In 2011, she initiated the long-term book project, Social Fabric Earth Return, which addresses themes of interconnectedness and was published in 2021. Released in conjunction with an exhibition of the same name during Gallery Weekend Berlin, the publication features contributions by CA Conrad, Rirkrit Tiravanija, The Wooster Group, and other artists from around the world. Since then, she has developed textile installations that sometimes incorporate elements of film and performance. Also in 2021 she started a series of collectively woven tapestries using a late 19th-century wooden loom. Her practice is influenced by exchanges with weaving communities in the Andes and engages with materials, authorship and forms of connection.

==Collaborations==
Her work in costume design and performance informs the collaborative and performative aspects of her practice.
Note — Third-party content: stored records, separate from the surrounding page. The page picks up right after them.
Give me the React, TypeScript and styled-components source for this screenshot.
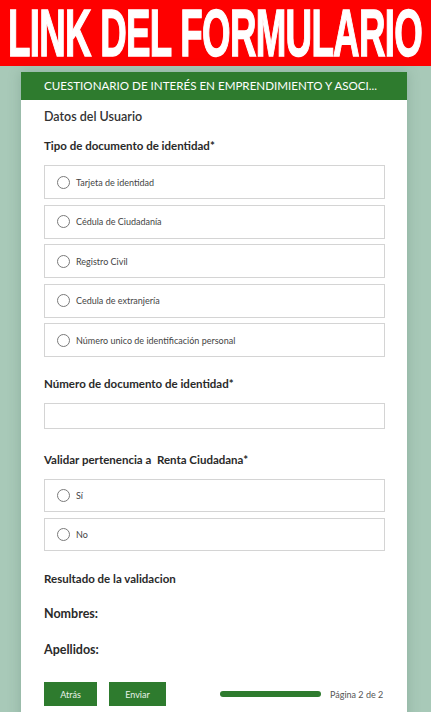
import styled, { createGlobalStyle } from 'styled-components';

const GlobalStyle = createGlobalStyle`
  body {
    margin: 0;
    background: #a8c9b8;
    font-family: 'Lato', 'Open Sans', sans-serif;
    overflow: hidden;
  }
`;

const tipoOptions = [
  'Tarjeta de identidad',
  'Cédula de Ciudadanía',
  'Registro Civil',
  'Cedula de extranjería',
  'Número unico de identificación personal',
];

const Radio = ({ label, height = 34 }: { label: string; height?: number }) => (
  <OptionBox h={height}>
    <Circle />
    <OptionText>{label}</OptionText>
  </OptionBox>
);

const App = () => {
  return (
    <>
      <GlobalStyle />
      <Banner>
        <BannerTitle>LINK DEL FORMULARIO</BannerTitle>
      </Banner>
      <Card>
        <CardHeader>CUESTIONARIO DE INTERÉS EN EMPRENDIMIENTO Y ASOCI...</CardHeader>
        <CardBody>
          <SectionTitle>Datos del Usuario</SectionTitle>
          <Label top={13}>Tipo de documento de identidad*</Label>
          <OptionList>
            {tipoOptions.map((o) => (
              <Radio key={o} label={o} />
            ))}
          </OptionList>
          <Label top={19}>Número de documento de identidad*</Label>
          <Input />
          <Label top={23}>Validar pertenencia a &nbsp;Renta Ciudadana*</Label>
          <OptionList gap={6}>
            <Radio label="Sí" height={33} />
            <Radio label="No" height={33} />
          </OptionList>
          <Label top={20}>Resultado de la validacion</Label>
          <Label top={19} big>Nombres:</Label>
          <Label top={20} big>Apellidos:</Label>
          <Footer>
            <Button w={53}>Atrás</Button>
            <Button w={57}>Enviar</Button>
            <Progress>
              <Bar />
              <PageText>Página 2 de 2</PageText>
            </Progress>
          </Footer>
        </CardBody>
      </Card>
    </>
  );
};

const Banner = styled.div`
  height: 66px;
  background: #fe0000;
  display: flex;
  align-items: center;
  justify-content: center;
  overflow: hidden;
`;

// Condensed display type: a bold sans stretched vertically
const BannerTitle = styled.div`
  font-family: 'Liberation Sans', Arial, sans-serif;
  font-weight: 700;
  font-size: 36px;
  line-height: 30px;
  color: #fff;
  white-space: nowrap;
  letter-spacing: -0.7px;
  -webkit-text-stroke: 0.8px #fff;
  transform: scale(1.02, 1.85);
  transform-origin: center;
  margin-top: 1px;
`;

const Card = styled.div`
  margin: 6px 0 0 21px;
  width: 386px;
  background: #fff;
  min-height: 700px;
  box-shadow: 0 0 12px rgba(60, 100, 80, 0.25);
`;

const CardHeader = styled.div`
  height: 28px;
  background: #2e7b2e;
  color: #fff;
  font-size: 11.6px;
  line-height: 28px;
  padding-left: 23px;
  white-space: nowrap;
  overflow: hidden;
`;

const CardBody = styled.div`
  padding: 9px 22px 0 23px;
  display: flex;
  flex-direction: column;
`;

const SectionTitle = styled.div`
  font-size: 12.5px;
  line-height: 16px;
  font-weight: 600;
  color: #333;
`;

const Label = styled.div<{ top: number; big?: boolean }>`
  margin-top: ${({ top }) => top}px;
  font-size: ${({ big }) => (big ? 12.5 : 11.5)}px;
  line-height: 16px;
  font-weight: 700;
  color: #2a2a2a;
`;

const OptionList = styled.div<{ gap?: number }>`
  margin-top: 11px;
  display: flex;
  flex-direction: column;
  gap: ${({ gap }) => gap ?? 5.5}px;
`;

const OptionBox = styled.div<{ h: number }>`
  height: ${({ h }) => h}px;
  box-sizing: border-box;
  border: 1px solid #d4d4d4;
  display: flex;
  align-items: center;
  padding-left: 12px;
  gap: 6px;
`;

const Circle = styled.span`
  width: 13px;
  height: 13px;
  box-sizing: border-box;
  border: 1.5px solid #7a7a7a;
  border-radius: 50%;
`;

const OptionText = styled.span`
  font-size: 9px;
  color: #444;
`;

const Input = styled.div`
  margin-top: 11px;
  height: 26px;
  box-sizing: border-box;
  border: 1px solid #d4d4d4;
`;

const Footer = styled.div`
  margin-top: 24px;
  display: flex;
  align-items: center;
  gap: 12px;
`;

const Button = styled.div<{ w: number }>`
  width: ${({ w }) => w}px;
  height: 24px;
  background: #2e7b2e;
  color: #e8f2e8;
  font-size: 9px;
  display: flex;
  align-items: center;
  justify-content: center;
`;

const Progress = styled.div`
  margin-left: 42px;
  display: flex;
  align-items: center;
  gap: 9px;
`;

const Bar = styled.div`
  width: 101px;
  height: 6px;
  border-radius: 3px;
  background: #2e7b2e;
`;

const PageText = styled.span`
  font-size: 9px;
  color: #555;
`;

export default App;
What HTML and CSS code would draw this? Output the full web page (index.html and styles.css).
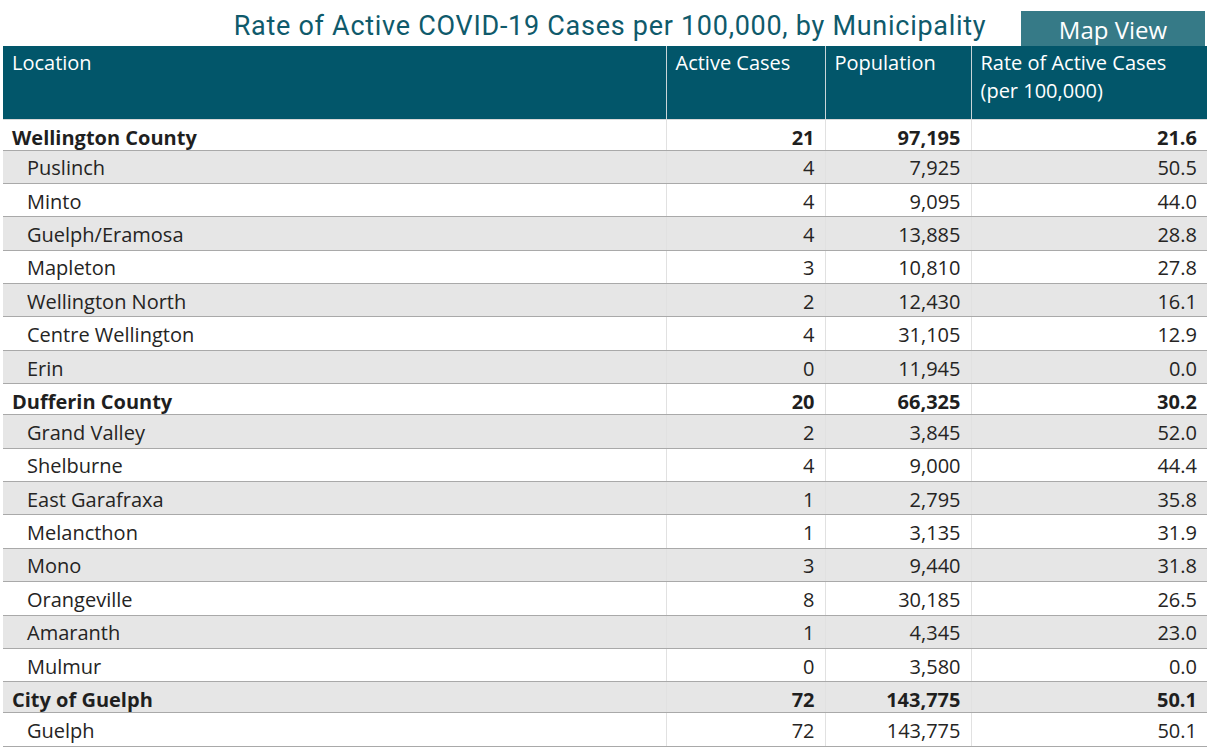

She created the costumes for William Forsythe's Decreation in 2003 and for The Wooster Group's production of Hamlet in 2007. Among others she became a frequent collaborator of the choreographer Meg Stuart, creating costumes for Sketches/Notebook in 2013,Hunter in 2014, and Glitch Witch in 2024.

==Fashion (1998–2011)==
In 1998, she founded two fashion labels, the eponymous Claudia Hill and The Number After 10, both of which were presented and sold in Japan, the US and Europe, at her own store, and high-end boutiques, such as Barneys New York and Fred Segal as well as exclusively at private salons in limited editions. Her New York Fashion Week. shows were deemed unconventional and took the form of performances or installations, often in collaboration with other artists, such as Asymptote Architecture or Skúli Sverrisson.